Chief Market Strategist
kpolcari@slatestone.com

“The market commentary is the opinion of the author and is based on decades of industry and market experience; however, no guarantee is made or implied with respect to these opinions. This commentary is not nor is it intended to be relied upon as authoritative or taken in substitution for the exercise of judgment. The comments noted herein should not be construed as an offer to sell or the solicitation of an offer to buy or sell any financial product, or an official statement or endorsement of Kace Capital Advisors.”

Chicken Thighs w/Pancetta and Balsamic Vinegar

It’s a game of chicken….so try this chicken recipe tonight.

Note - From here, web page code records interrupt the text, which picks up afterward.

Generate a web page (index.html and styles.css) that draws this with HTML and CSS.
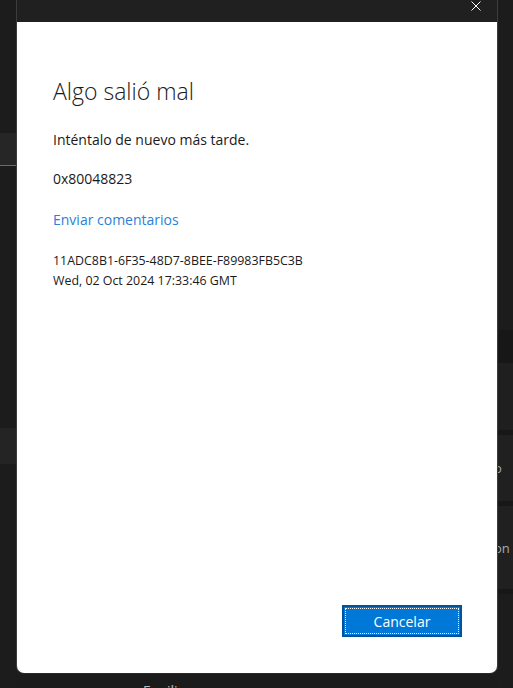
FILE: index.html
```html
<!DOCTYPE html>
<html>
<head>
    <title>Algo salió mal</title>
    <link rel="stylesheet" href="styles.css">
</head>
<body>

    <div class="app">
        <div class="rail rail-left">
            <div class="band band-tab"></div>
            <div class="band band-row"></div>
        </div>
        <div class="main">
            <div class="main-footer">
                <span class="account">Eguiliz</span>
            </div>
        </div>
        <div class="rail rail-right">
            <div class="band band-dark"></div>
            <div class="band band-item"><span>o</span></div>
            <div class="band band-item band-item-tall"><span>on c</span></div>
        </div>
    </div>

    <div class="dialog">
        <div class="titlebar">
            <button class="close-btn" title="Cerrar">
                <svg width="10" height="10" viewBox="0 0 10 10">
                    <path d="M0.5 0.5 L9.5 9.5 M9.5 0.5 L0.5 9.5" stroke="#ffffff" stroke-width="1" fill="none"/>
                </svg>
            </button>
        </div>
        <div class="dialog-body">
            <h1 class="dialog-title">Algo salió mal</h1>
            <p class="msg">Inténtalo de nuevo más tarde.</p>
            <p class="msg">0x80048823</p>
            <p class="msg msg-link"><a href="#" class="link">Enviar comentarios</a></p>
            <div class="details">
                <div>11ADC8B1-6F35-48D7-8BEE-F89983FB5C3B</div>
                <div>Wed, 02 Oct 2024 17:33:46 GMT</div>
            </div>
            <div class="dialog-footer">
                <button class="primary-btn"><span>Cancelar</span></button>
            </div>
        </div>
    </div>

</body>
</html>
```

FILE: styles.css
```css
body {
    margin: 0;
    width: 513px;
    height: 688px;
    overflow: hidden;
    position: relative;
    background-color: #1c1c1c;
    font-family: "Open Sans", "Noto Sans", Arial, sans-serif;
}

/* app behind the dialog */
.app {
    display: flex;
    height: 688px;
}

.rail {
    display: flex;
    flex-direction: column;
    overflow: hidden;
}

.rail-left {
    width: 16px;
    background-color: #1c1c1c;
}

.rail-right {
    width: 15px;
    background-color: #1c1c1c;
}

.main {
    flex: 1;
    display: flex;
    flex-direction: column;
    justify-content: flex-end;
}

.main-footer {
    height: 14px;
    background-color: #1b1b1b;
    padding-left: 127px;
    overflow: hidden;
}

.account {
    display: block;
    font-size: 14px;
    line-height: 20px;
    margin-top: 7px;
    color: #bdbdbd;
}

.band-tab {
    margin-top: 133px;
    height: 32px;
    background-color: #262626;
    border-bottom: 1px solid #6a6a6a;
}

.band-row {
    margin-top: 262px;
    height: 36px;
    background-color: #242424;
}

.band-dark {
    margin-top: 330px;
    height: 33px;
    background-color: #171717;
    border-bottom: 67px solid #1f1f1f;
}

.band-item {
    height: 66px;
    background-color: #202020;
    border-top: 5px solid #171717;
    font-size: 13px;
    color: #a8a8a8;
    display: flex;
    align-items: center;
}

.band-item span {
    margin-left: -4px;
    white-space: nowrap;
}

.band-item-tall {
    height: 83px;
    border-bottom: 5px solid #171717;
}

/* error dialog */
.dialog {
    position: absolute;
    left: 16px;
    top: 0;
    width: 480px;
    height: 673px;
    border-left: 1px solid #3c3c3c;
    border-right: 1px solid #3c3c3c;
    border-bottom: 1px solid #2a2a2a;
    border-radius: 0 0 8px 8px;
    display: flex;
    flex-direction: column;
    overflow: hidden;
}

.titlebar {
    height: 22px;
    background-color: #202020;
    display: flex;
    justify-content: flex-end;
}

.close-btn {
    background: none;
    border: none;
    padding: 1px 16px 0 0;
    height: 12px;
    display: flex;
    align-items: flex-start;
    cursor: pointer;
}

/* flex column: margins below add up, they don't collapse */
.dialog-body {
    flex: 1;
    background-color: #ffffff;
    padding: 53px 35px 36px 36px;
    display: flex;
    flex-direction: column;
    color: #1a1a1a;
}

.dialog-title {
    margin: 0 0 23px 0;
    font-size: 23px;
    font-weight: 300;
    line-height: 32px;
    color: #1a1a1a;
}

.msg {
    margin: 0 0 19px 0;
    font-size: 14px;
    line-height: 20px;
}

.msg-link {
    margin-top: 2px;
}

.link {
    color: #2b7fd6;
    text-decoration: none;
}

.details {
    margin-top: 2px;
    font-size: 12.4px;
    line-height: 20px;
}

.dialog-footer {
    margin-top: auto;
    display: flex;
    justify-content: flex-end;
}

.primary-btn {
    width: 120px;
    height: 32px;
    padding: 1px;
    border: 2px solid #00529b;
    background-color: #0078d7;
    color: #ffffff;
    font-family: inherit;
    font-size: 14px;
    cursor: pointer;
}

.primary-btn span {
    display: flex;
    align-items: center;
    justify-content: center;
    height: 100%;
    box-sizing: border-box;
    border: 1px dotted #ffffff;
}
```
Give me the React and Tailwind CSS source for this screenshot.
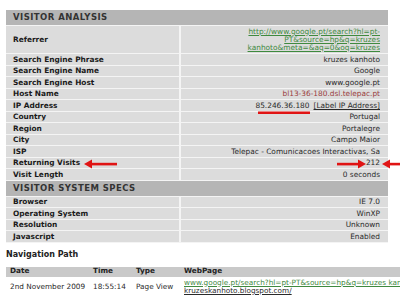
import React from "react";

const Row = ({ label, children, h = "h-[11.5px]", valueClass = "text-[#2a2a2a]" }) => (
  <div className={`flex ${h} border-b border-[#f4f4f4] bg-[#dcdcdc]`}>
    <div className="w-[173px] shrink-0 flex items-center pl-[7px] font-bold text-[7.4px] text-[#1a1a1a] whitespace-nowrap">
      {label}
    </div>
    <div className={`flex-1 flex items-center justify-end border-l-2 border-[#f4f4f4] pr-[8px] text-[7.4px] whitespace-nowrap ${valueClass}`}>
      {children}
    </div>
  </div>
);

const Header = ({ children }) => (
  <div className="h-[16px] flex items-center pl-[7px] bg-[#b5b5b5] border-b border-[#f4f4f4] font-bold text-[8.5px] tracking-[0.45px] text-[#333]">
    {children}
  </div>
);

export default function App() {
  return (
    <div className="relative w-[400px] h-[301px] overflow-hidden bg-white font-['DejaVu_Sans',sans-serif] text-[#2a2a2a]">
      <div className="pt-[10px] pl-[6px]">
        <div className="w-[382px]">
          <Header>VISITOR ANALYSIS</Header>
          <Row label="Referrer" h="h-[28px]">
            <div className="text-right leading-[8px] text-[#3f8a3f] underline">
              <div>http://www.google.pt/search?hl=pt-</div>
              <div>PT&amp;source=hp&amp;q=kruzes</div>
              <div>kanhoto&amp;meta=&amp;aq=0&amp;oq=kruzes</div>
            </div>
          </Row>
          <Row label="Search Engine Phrase">kruzes kanhoto</Row>
          <Row label="Search Engine Name">Google</Row>
          <Row label="Search Engine Host">www.google.pt</Row>
          <Row label="Host Name" valueClass="text-[#9a3c3c]">bl13-36-180.dsl.telepac.pt</Row>
          <Row label="IP Address">
            <span>85.246.36.180</span>
            <span className="ml-[4px] underline">[Label IP Address]</span>
          </Row>
          <Row label="Country">Portugal</Row>
          <Row label="Region">Portalegre</Row>
          <Row label="City">Campo Maior</Row>
          <Row label="ISP">Telepac - Comunicacoes Interactivas, Sa</Row>
          <Row label="Returning Visits">212</Row>
          <Row label="Visit Length">0 seconds</Row>
          <Header>VISITOR SYSTEM SPECS</Header>
          <Row label="Browser">IE 7.0</Row>
          <Row label="Operating System">WinXP</Row>
          <Row label="Resolution">Unknown</Row>
          <Row label="Javascript">Enabled</Row>
        </div>

        <div className="mt-[7px] leading-[10px] font-bold text-[8px] text-[#222]">Navigation Path</div>

        <div className="mt-[7px] w-[600px]">
          <div className="flex h-[10px] items-center bg-[#c9c9c9] font-bold text-[7.3px] text-[#222]">
            <div className="w-[83px] pl-[4px]">Date</div>
            <div className="w-[43px] pl-[4px]">Time</div>
            <div className="w-[48px] pl-[4px]">Type</div>
            <div className="pl-[4px]">WebPage</div>
          </div>
          <div className="flex pt-[2px] text-[7.3px] leading-[8px] whitespace-nowrap">
            <div className="w-[83px] pl-[4px] flex items-center">2nd November 2009</div>
            <div className="w-[43px] pl-[4px] flex items-center">18:55:14</div>
            <div className="w-[48px] pl-[4px] flex items-center">Page View</div>
            <div className="pl-[4px]">
              <div className="text-[#3f8a3f] underline">www.google.pt/search?hl=pt-PT&amp;source=hp&amp;q=kruzes kan</div>
              <div className="text-[#2a2a2a] underline">kruzeskanhoto.blogspot.com/</div>
            </div>
          </div>
        </div>
      </div>

      <svg className="absolute left-0 top-0 pointer-events-none" width="400" height="301" viewBox="0 0 400 301">
        <rect x="258" y="111.5" width="52" height="2.5" fill="#e01414" />
        <rect x="90" y="162.8" width="27" height="2.6" fill="#e01414" />
        <polygon points="84,164 92,159.5 92,168.5" fill="#e01414" />
        <rect x="337" y="162.8" width="23" height="2.6" fill="#e01414" />
        <polygon points="366,164 358,159.5 358,168.5" fill="#e01414" />
        <polygon points="382,164 390,159.5 390,168.5" fill="#e01414" />
        <rect x="388" y="162.8" width="12" height="2.6" fill="#e01414" />
      </svg>
    </div>
  );
}
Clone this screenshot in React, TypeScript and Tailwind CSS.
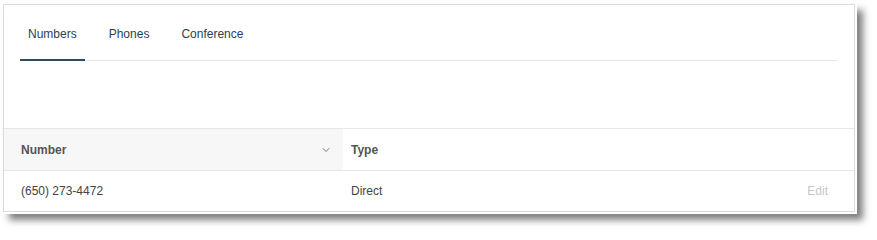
import { ChevronDown } from "lucide-react";

const tabs = ["Numbers", "Phones", "Conference"];

export default function App() {
  return (
    <div className="w-[877px] h-[234px] bg-white overflow-hidden font-['Liberation_Sans',Arial,sans-serif]">
      <div className="ml-[3px] mt-[4px] w-[854px] h-[210px] bg-white shadow-[6px_6px_7px_rgba(0,0,0,0.5)]">
        <div className="w-[852px] h-[208px] border border-[#dcdcdc] flex flex-col">
          {/* Tabs */}
          <div className="mx-[16px] flex gap-[16px] border-b border-[#e9e9e9] h-[56px] items-end">
            {tabs.map((t, i) => (
              <div
                key={t}
                className={
                  i === 0
                    ? "px-[8px] pb-[17px] text-[12px] leading-[16px] text-[#2c3e50] border-b-2 border-[#2f4a63] -mb-px"
                    : "px-[8px] pb-[18px] text-[12px] leading-[16px] text-[#2c3e50]"
                }
              >
                {t}
              </div>
            ))}
          </div>

          <div className="h-[67px]" />

          {/* Table */}
          <div className="border-t border-[#e6e6e6]">
            <div className="flex h-[42px] border-b border-[#e6e6e6] text-[12px] font-bold text-[#555]">
              <div className="w-[339px] bg-[#f7f7f7] flex items-center pl-[17px] pr-[11px]">
                <span className="flex-1">Number</span>
                <ChevronDown size={12} strokeWidth={2} className="text-[#777]" />
              </div>
              <div className="flex-1 flex items-center pl-[8px]">Type</div>
            </div>
            <div className="flex h-[40px] text-[12px] text-[#444]">
              <div className="w-[339px] flex items-center pl-[17px]">(650) 273-4472</div>
              <div className="flex-1 flex items-center pl-[8px]">Direct</div>
              <div className="flex items-center pr-[26px] text-[#c6c6c6]">Edit</div>
            </div>
          </div>
        </div>
      </div>
    </div>
  );
}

For this you need:  Olive Oil, Diced Pancetta (Or Bacon), 8 Medium Sized Skinless Chicken Thighs, Onion, Diced, Garlic Cloves, Peeled & Minced, Dry Red Wine, 1 Can Diced Tomatoes, Tomato Paste, Water, Chopped Rosemary, Chopped Thyme, S & P, Red Hot Pepper Flakes (Optional), Balsamic Vinegar, Chopped Fresh Parsley

In a large heavy skillet, heat the oil over medium heat and cook the pancetta until cooked through and lightly browned, about 5 minutes.  Remove the pancetta to a plate, set aside, and brown the thighs well on all sides, for about 10 minutes.  Remove the chicken to the plate and cook the onions until translucent and soft, stirring often, about 5 minutes.

Add the garlic and sauté for 3 mins or so, Add the wine, (about ½ cup) increase heat to medium high heat, and cook just until the wine is reduced by half.

Now add the tomatoes, tomato paste, water, rosemary, thyme, salt, pepper, and red pepper flakes if you are using.

Bring to a boil, then reduce to a simmer and return the chicken and pancetta to the pot. Cover the pan, and simmer for 20 mins, or until the sauce has thickened, adding additional water as needed if the sauce thickens too much. Taste the sauce, and adjust s&p as needed. Now stir in about 1 tblsp of balsamic vinegar – mix well and place the chicken on a platter.

Top with the sauce, then sprinkle with the chopped fresh parsley.